STATED PROBLEM: Identify every line in the records below that contains the word "image", and reproduce each one.

* BEGIN EXERCISE INPUT *

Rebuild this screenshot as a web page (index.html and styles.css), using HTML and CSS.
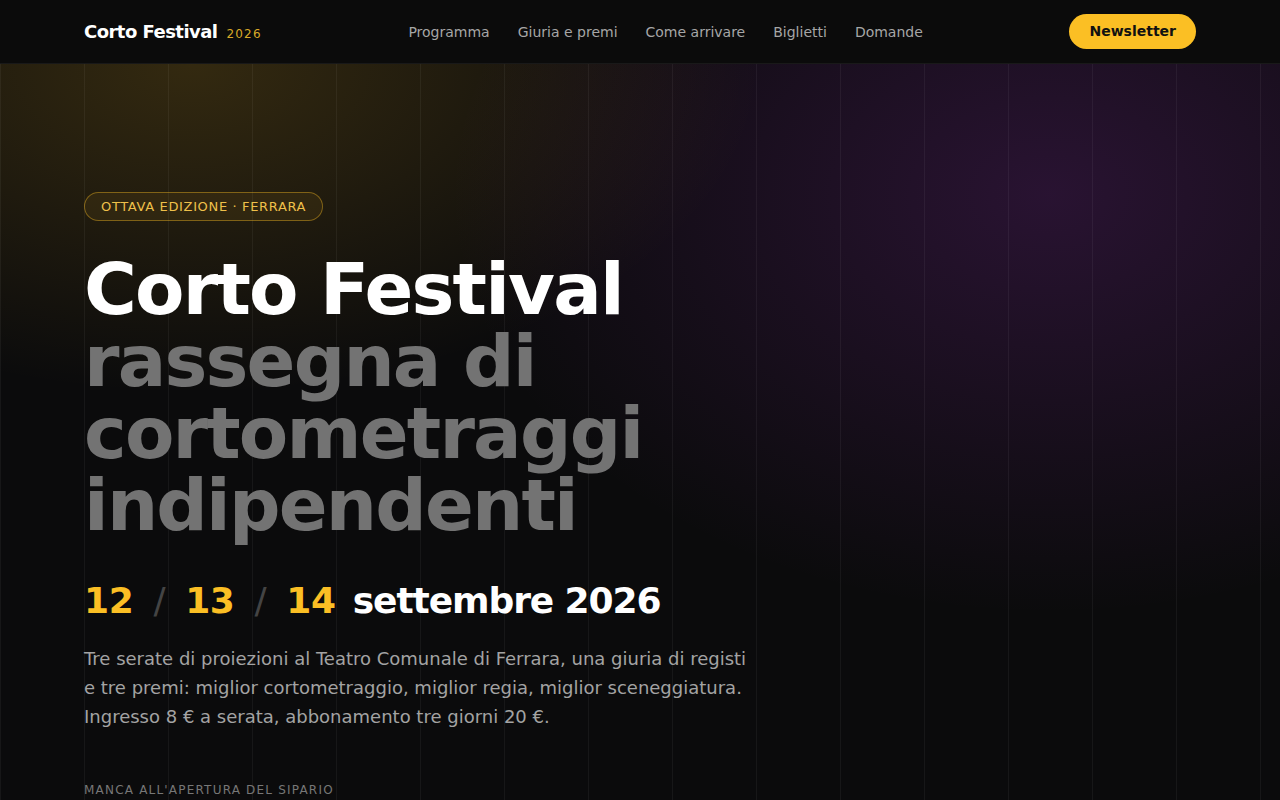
FILE: index.html
```html
<!DOCTYPE html>
<html lang="it">
<head>
    <meta charset="UTF-8">
    <meta name="viewport" content="width=device-width, initial-scale=1.0">
    <title>Corto Festival 2026</title>
    <link rel="stylesheet" href="styles.css">
</head>
<body>

<header class="site-header">
    <div class="wrap header-row">
        <a class="brand" href="#">
            <span class="brand-name">Corto Festival</span>
            <span class="brand-year">2026</span>
        </a>

        <!-- Main navigation -->
        <nav class="main-nav">
            <a href="#programma">Programma</a>
            <a href="#giuria">Giuria e premi</a>
            <a href="#arrivare">Come arrivare</a>
            <a href="#biglietti">Biglietti</a>
            <a href="#domande">Domande</a>
        </nav>

        <a class="btn-newsletter" href="#newsletter">Newsletter</a>
    </div>
</header>

<section class="hero">
    <div class="wrap">
        <span class="badge">Ottava edizione · Ferrara</span>

        <h1 class="hero-title">
            <span class="title-main">Corto Festival</span>
            <span class="title-sub">rassegna di cortometraggi indipendenti</span>
        </h1>

        <!-- Festival dates -->
        <div class="dates">
            <span class="day">12</span>
            <span class="sep">/</span>
            <span class="day">13</span>
            <span class="sep">/</span>
            <span class="day">14</span>
            <span class="month">settembre 2026</span>
        </div>

        <p class="intro">Tre serate di proiezioni al Teatro Comunale di Ferrara, una giuria di registi e tre premi: miglior cortometraggio, miglior regia, miglior sceneggiatura. Ingresso 8&nbsp;€ a serata, abbonamento tre giorni 20&nbsp;€.</p>

        <p class="countdown-label">Manca all'apertura del sipario</p>
    </div>
</section>

</body>
</html>
```

FILE: styles.css
```css
* {
    box-sizing: border-box;
}
body {
    margin: 0;
    font-family: "DejaVu Sans", "Noto Sans", sans-serif;
    background-color: #0b0b0c;
    color: #fff;
}
a {
    text-decoration: none;
    color: inherit;
}
.wrap {
    max-width: 1112px;
    margin: 0 auto;
}

/* Header */
.site-header {
    background-color: #0b0b0b;
    border-bottom: 1px solid rgba(255, 255, 255, 0.06);
}
.header-row {
    height: 63px;
    display: flex;
    align-items: center;
    justify-content: space-between;
}
.brand {
    display: flex;
    align-items: baseline;
    gap: 9px;
}
.brand-name {
    font-size: 18px;
    font-weight: bold;
    letter-spacing: -0.03em;
    color: #fff;
}
.brand-year {
    font-size: 12px;
    letter-spacing: 0.1em;
    color: #d9a928;
}
.main-nav {
    display: flex;
    gap: 28px;
}
.main-nav a {
    font-size: 14px;
    color: #a6a6a6;
}
.btn-newsletter {
    background-color: #fbbf24;
    color: #111;
    font-size: 14px;
    font-weight: bold;
    line-height: 17px;
    padding: 9px 20px;
    border-radius: 999px;
}

/* Hero */
.hero {
    min-height: 736px;
    padding: 128px 0 80px;
    background-image:
        linear-gradient(90deg, rgba(255, 255, 255, 0.05) 1px, transparent 1px),
        radial-gradient(ellipse 760px 440px at 15% 0%, rgba(251, 191, 36, 0.17), transparent 75%),
        radial-gradient(ellipse 800px 560px at 82% 16%, rgba(160, 50, 200, 0.2), transparent 75%);
    background-size: 84px 100%, auto, auto;
    background-color: #0b0b0c;
}
.badge {
    display: inline-block;
    font-size: 13px;
    line-height: 15px;
    letter-spacing: 0.05em;
    text-transform: uppercase;
    color: #efc04a;
    padding: 6px 16px;
    border: 1px solid rgba(251, 191, 36, 0.4);
    background-color: rgba(251, 191, 36, 0.07);
    border-radius: 999px;
}
.hero-title {
    margin: 32px 0 0;
    font-size: 72px;
    line-height: 1;
    letter-spacing: -0.025em;
    font-weight: bold;
    max-width: 600px;
}
.title-main {
    display: block;
    color: #fff;
}
.title-sub {
    display: block;
    color: #737373;
}
.dates {
    margin-top: 38px;
    display: flex;
    align-items: baseline;
    gap: 20px;
    font-size: 36px;
    line-height: 1.2;
    font-weight: bold;
    letter-spacing: -0.01em;
}
.day {
    color: #fbbf24;
}
.sep {
    color: #444;
    font-weight: normal;
}
.month {
    color: #fff;
    margin-left: -3px;
    letter-spacing: -0.03em;
}
.intro {
    margin: 23px 0 0;
    max-width: 668px;
    font-size: 18px;
    line-height: 1.6;
    color: #a3a3a3;
}
.countdown-label {
    margin: 51px 0 0;
    font-size: 12px;
    letter-spacing: 0.1em;
    text-transform: uppercase;
    color: #777;
}
```
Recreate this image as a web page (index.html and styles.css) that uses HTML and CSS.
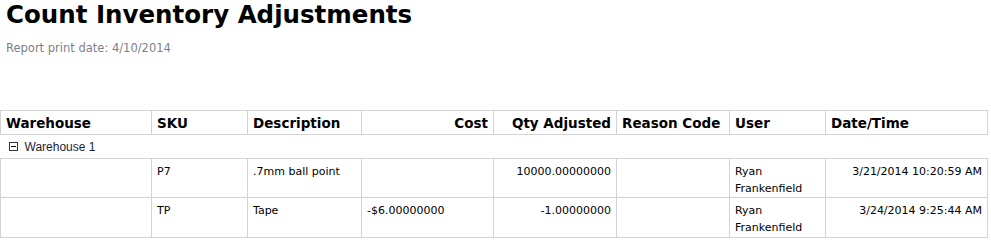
FILE: index.html
```html
<!DOCTYPE html>
<html>
<head>
<meta charset="utf-8">
<link rel="stylesheet" href="styles.css">
</head>
<body>
<div class="report">
  <h1 class="title">Count Inventory Adjustments</h1>
  <div class="subtitle">Report print date: 4/10/2014</div>
  <table class="grid">
    <colgroup>
      <col class="c1"><col class="c2"><col class="c3"><col class="c4"><col class="c5"><col class="c6"><col class="c7"><col class="c8">
    </colgroup>
    <thead>
      <tr>
        <th>Warehouse</th>
        <th>SKU</th>
        <th>Description</th>
        <th class="num">Cost</th>
        <th class="num">Qty Adjusted</th>
        <th>Reason Code</th>
        <th>User</th>
        <th>Date/Time</th>
      </tr>
    </thead>
    <tbody>
      <tr class="group">
        <td colspan="8"><span class="group-label"><span class="toggle"></span>Warehouse 1</span></td>
      </tr>
      <tr class="row">
        <td></td>
        <td>P7</td>
        <td>.7mm ball point</td>
        <td class="num"></td>
        <td class="num">10000.00000000</td>
        <td></td>
        <td>Ryan<br>Frankenfield</td>
        <td class="num">3/21/2014 10:20:59 AM</td>
      </tr>
      <tr class="row last">
        <td></td>
        <td>TP</td>
        <td>Tape</td>
        <td>-$6.00000000</td>
        <td class="num">-1.00000000</td>
        <td></td>
        <td>Ryan<br>Frankenfield</td>
        <td class="num">3/24/2014 9:25:44 AM</td>
      </tr>
    </tbody>
  </table>
</div>
</body>
</html>
```

FILE: styles.css
```css
html, body {
  margin: 0;
  padding: 0;
  background: #ffffff;
}
.report {
  font-family: "DejaVu Sans", Verdana, sans-serif;
  color: #000;
}
.title {
  margin: 0;
  padding: 0 0 0 6px;
  font-size: 24.5px;
  font-weight: bold;
  line-height: 30px;
}
.subtitle {
  padding: 11px 0 0 6px;
  font-size: 11.5px;
  line-height: 14px;
  color: #7d7f8e;
  height: 69px;
}
.grid {
  border-collapse: collapse;
  table-layout: fixed;
  width: 987px;
}
.c1 { width: 151px; }
.c2 { width: 96px; }
.c3 { width: 114px; }
.c4 { width: 132px; }
.c5 { width: 123px; }
.c6 { width: 113px; }
.c7 { width: 96px; }
.c8 { width: 162px; }
.grid th {
  border: 1px solid #d3d3d3;
  font-size: 13.5px;
  font-weight: bold;
  text-align: left;
  padding: 0 5px;
  height: 23px;
  line-height: 16px;
  vertical-align: middle;
}
.grid .num {
  text-align: right;
}
.group td {
  height: 23px;
  padding: 0 0 0 8px;
  vertical-align: middle;
  font-family: "Liberation Sans", Arial, sans-serif;
  font-size: 12px;
  color: #1c1c3c;
}
.group-label {
  display: flex;
  align-items: center;
  gap: 7px;
}
.toggle {
  position: relative;
  width: 7px;
  height: 7px;
  border: 1px solid #333333;
  background: #fff;
}
.toggle::after {
  content: "";
  position: absolute;
  left: 1px;
  right: 1px;
  top: 3px;
  height: 1px;
  background: #111111;
}
.row td {
  border: 1px solid #d3d3d3;
  font-size: 11px;
  line-height: 17px;
  padding: 4px 5px 0 5px;
  height: 34px;
  vertical-align: top;
  color: #000;
}
.row.last td {
  height: 35px;
}
```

* END EXERCISE INPUT *

THE RESULT:
    background-image:
Recreate this image as a web page (index.html and styles.css) that uses HTML and CSS.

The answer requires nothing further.